- October 14, 2013
If you’ve ever had to tell someone where to make changes in a web page, an image, or a nicely laid out document, you’ll appreciate the value and speed of PDF Annotate tools. Here’s why.
Also known as a comment, an annotation is your opportunity to write a note letting anyone viewing the PDF know that you propose changes or need more information.
So, instead of writing, “On this web page, in the second sentence of the third paragraph, under the picture of the cute little puppy”, add the sentence “Our company is committed to cute little puppies,” you can simply convert the page in question into a PDF. Then use PDF annotation to add a tidy little note that not only tells your recipient the change you want, but shows them exactly where you want it.
The best part? Even Foxit PDF Reader offers annotation capabilities. Plus Foxit PhantomPDF™ Standard and Business offer even more.
The Time Saving Benefits of PDF Annotate Tools
Using PDF annotation tools reduce how long it takes you to request changes or highlight important aspects of a document. It also helps eliminate errors caused by illegible or confusing handwritten markups. It enables you to make more use of the easy-to-create-and-archive PDF format. It can even reduce your environmental impact by decreasing the need to print paper. And it decreases wear and tear on the soles of your shoes as you don’t have to use Sneaker Net (aka, walking over to the desk of the recipient to hand them your changes).
Lots of PDF Annotate Choices
You’ve got a wide selection for creating annotations in PhantomPDF. You can type a text message or add a line, circle, or other shape to make comments on the PDFs you’re reading with Foxit PhantomPDF commenting tools. You can also edit, reply, delete, and move the comments with ease. And you can quickly view all the comments in the document in a list, or even import, export, and send comments as a Form Data Format (FDF) attachment via email.
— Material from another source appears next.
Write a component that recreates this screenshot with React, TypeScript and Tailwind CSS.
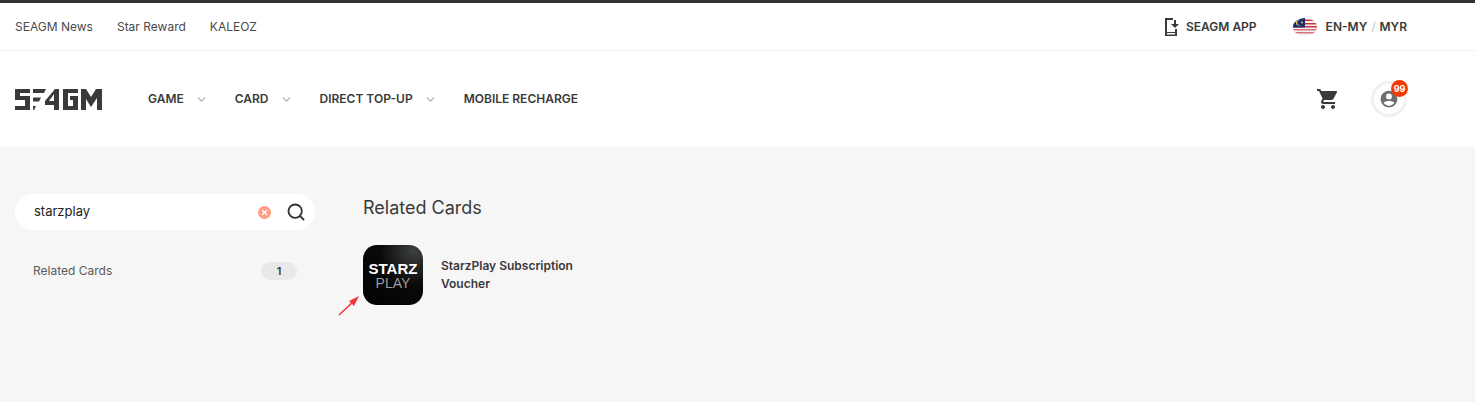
import { ChevronDown, Search } from "lucide-react";

function Logo() {
  return (
    <svg width="88" height="21" viewBox="0 0 88 21" fill="#3a3a3a">
      <path d="M0 0h15v4H5v3h10v14H0v-4h10v-6H0z" />
      <path d="M18 0h13l-2 4H18zM18 8.500h8l-2 4h-6zM18 17h3l-2 4h-1z" />
      <path d="M40 0h4v21h-5v-5h-9v-4l10-12zM39 5l-5 7h5z" />
      <path d="M48 0h15v4H53v13h5v-6h-3V7h8v14H48z" />
      <path d="M66 0h5l5 8 5-8h6v21h-5V9l-6 9-5-8v11h-5z" />
    </svg>
  );
}

function Flag() {
  return (
    <svg width="24" height="18" viewBox="0 0 24 18" className="rounded-[50%]">
      <rect width="24" height="18" fill="#f4f1f1" />
      <rect y="1.500" width="24" height="1.500" fill="#cc3344" />
      <rect y="5" width="24" height="1.500" fill="#cc3344" />
      <rect y="8" width="24" height="1.500" fill="#cc3344" />
      <rect y="11" width="24" height="1.500" fill="#d9707c" />
      <rect y="14" width="24" height="1.500" fill="#d9707c" />
      <rect width="12" height="9.500" fill="#1d2a6b" />
      <circle cx="6" cy="4.700" r="3" fill="#f2c94c" />
      <circle cx="7" cy="4.700" r="2.600" fill="#1d2a6b" />
      <circle cx="9" cy="4.500" r="1" fill="#f2c94c" />
    </svg>
  );
}

function NavItem({ label, arrow = true }: { label: string; arrow?: boolean }) {
  return (
    <div className="flex items-center">
      <span className="text-[12px] font-semibold text-[#3a3a3a]">{label}</span>
      {arrow && <ChevronDown className="ml-[11px] h-[13px] w-[13px] text-[#a8a8a8]" strokeWidth={2} />}
    </div>
  );
}

export default function App() {
  return (
    <div className="h-[402px] overflow-hidden bg-[#f6f6f6] font-['Inter',sans-serif] text-[#3a3a3a]">
      <div className="border-t-[3px] border-[#333333] bg-white">
        <div className="flex h-[48px] items-center justify-between border-b border-[#f0f0f0] pl-[15px] pr-[68px] text-[12px]">
          <div className="flex items-center gap-[24px] text-[#4a4a4a]">
            <span>SEAGM News</span>
            <span>Star Reward</span>
            <span>KALEOZ</span>
          </div>
          <div className="flex items-center text-[12px] font-semibold">
            <svg width="14" height="18" viewBox="0 0 14 18" fill="#3a3a3a" className="mr-[7px]">
              <path d="M0 0h8v2H2v12h8v-3h2v7H0z" />
              <rect x="2" y="15" width="8" height="1.500" fill="#fff" />
              <path d="M9 2h2v4h3l-4 4-4-4h3z" />
            </svg>
            <span>SEAGM APP</span>
            <span className="ml-[36px] mr-[9px]"><Flag /></span>
            <span>EN-MY</span>
            <span className="mx-[4px] font-normal text-[#c4c4c4]">/</span>
            <span>MYR</span>
          </div>
        </div>
        <div className="flex h-[96px] items-center justify-between pl-[15px] pr-[68px]">
          <div className="flex items-center">
            <Logo />
            <div className="ml-[45px] flex items-center gap-[27px]">
              <NavItem label="GAME" />
              <NavItem label="CARD" />
              <NavItem label="DIRECT TOP-UP" />
              <NavItem label="MOBILE RECHARGE" arrow={false} />
            </div>
          </div>
          <div className="flex items-center gap-[31px]">
            <svg width="24" height="24" viewBox="0 0 24 24" fill="#3a3a3a">
              <path d="M7 18c-1.100 0-1.990.9-1.990 2S5.900 22 7 22s2-.9 2-2-.9-2-2-2zM1 2v2h2l3.600 7.590-1.350 2.450c-.16.28-.25.61-.25.960 0 1.100.9 2 2 2h12v-2H7.420c-.14 0-.25-.11-.25-.25l.03-.12.9-1.630h7.450c.75 0 1.410-.41 1.750-1.030l3.580-6.490A1 1 0 0 0 20 4H5.210l-.94-2H1zm16 16c-1.100 0-1.990.9-1.990 2s.89 2 1.990 2 2-.9 2-2-.9-2-2-2z" />
            </svg>
            <div className="relative flex h-[36px] w-[36px] items-center justify-center rounded-full border-[3px] border-[#f1f1f1]">
              <svg width="20" height="20" viewBox="0 0 24 24" fill="#6f6f6f">
                <path d="M12 2C6.480 2 2 6.480 2 12s4.480 10 10 10 10-4.480 10-10S17.520 2 12 2zm0 3.500a3.500 3.500 0 1 1 0 7 3.500 3.500 0 0 1 0-7zM12 20c-2.700 0-5.100-1.300-6.500-3.400C6.500 15 9.500 14.300 12 14.300s5.500.7 6.500 2.300C17.100 18.700 14.700 20 12 20z" />
              </svg>
              <span className="absolute right-[-4px] top-[-4px] flex h-[17px] w-[17px] items-center justify-center rounded-full bg-[#f03c02] text-[9px] font-bold text-white">
                99
              </span>
            </div>
          </div>
        </div>
      </div>

      <div className="flex pl-[15px] pt-[47px]">
        <div className="w-[300px]">
          <div className="flex h-[36px] items-center rounded-[18px] bg-white pl-[19px] pr-[9px]">
            <span className="text-[13px] text-[#222222]">starzplay</span>
            <span className="ml-auto flex h-[13px] w-[13px] items-center justify-center rounded-full bg-[#ff9c84]">
              <svg width="7" height="7" viewBox="0 0 7 7" stroke="#fff" strokeWidth="1.200">
                <path d="M1 1l5 5M6 1L1 6" />
              </svg>
            </span>
            <Search className="ml-[15px] h-[20px] w-[20px] text-[#333333]" strokeWidth={2.200} />
          </div>
          <div className="mt-[32px] flex items-center justify-between pl-[18px] pr-[18px]">
            <span className="text-[12px] text-[#5a5a5a]">Related Cards</span>
            <span className="flex h-[18px] w-[36px] items-center justify-center rounded-[9px] bg-[#e9e9e9] text-[11px] font-semibold">1</span>
          </div>
        </div>
        <div className="ml-[48px]">
          <h2 className="text-[18px] leading-[28px] text-[#3a3a3a]">Related Cards</h2>
          <div className="mt-[23px] flex items-center">
            <div className="relative flex h-[60px] w-[60px] flex-col items-center justify-center rounded-[14px] bg-[radial-gradient(circle_at_85%_10%,#3c403e_0%,#0a0a0a_45%,#000000_100%)] font-['Liberation_Sans',sans-serif] leading-none text-white">
              <span className="text-[15px] font-bold leading-[15px]">STARZ</span>
              <span className="text-[14px] leading-[14px] text-[#9a9a9a]">PLAY</span>
              <svg width="24" height="22" viewBox="0 0 24 22" className="absolute bottom-[-11px] left-[-25px]">
                <path d="M1 21L16 7" stroke="#f5333f" strokeWidth="1.600" />
                <path d="M21 2L11 7l5 5z" fill="#f5333f" />
              </svg>
            </div>
            <div className="ml-[18px] w-[150px] text-[12px] font-semibold leading-[18px] text-[#3a3a3a]">
              StarzPlay Subscription Voucher
            </div>
          </div>
        </div>
      </div>
    </div>
  );
}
You can use Text Markup tools to indicate where text should be edited. Text Markups don’t change the actual text in the PDF. Instead, they indicate which text you want deleted, inserted, highlighted or underlined.
You can use the Pin Tool to add comments by adding notes and attaching a file in the document as a comment. That’s very handy if you want the recipient to refer to something in another document and ensure they’ve got it.
You can use the Typewriter Tool to add comments anywhere on a PDF. (Just be aware that this PDF Annotate option doesn’t include your comments in the list that shows all annotations in the PDF.)
You can also work with the Callout Tool and Textbox Tool to create your annotations. Callout text boxes are especially useful when you want to single out (but not obscure) a particular area of a document.
When you use the Textbox Tool to type your comment, it will remain visible on the document page. It doesn’t close like a pop-up note. This can be useful when you want to ensure anyone who opens your PDF sees your comment front and center.
You can even create annotations using the Drawing Tools to mark up a document with rectangles, ovals, polygons, clouds, arrows, lines, etc. Any of these basic shapes can call attention to the text or area of the document you want to highlight.
Whichever annotation tools you choose, you’ll find PDF annotation is far superior for you and your team when providing feedback or collaborating on documents that rely on layout. It sure beats the ol’ pen, paper and Sneaker Net.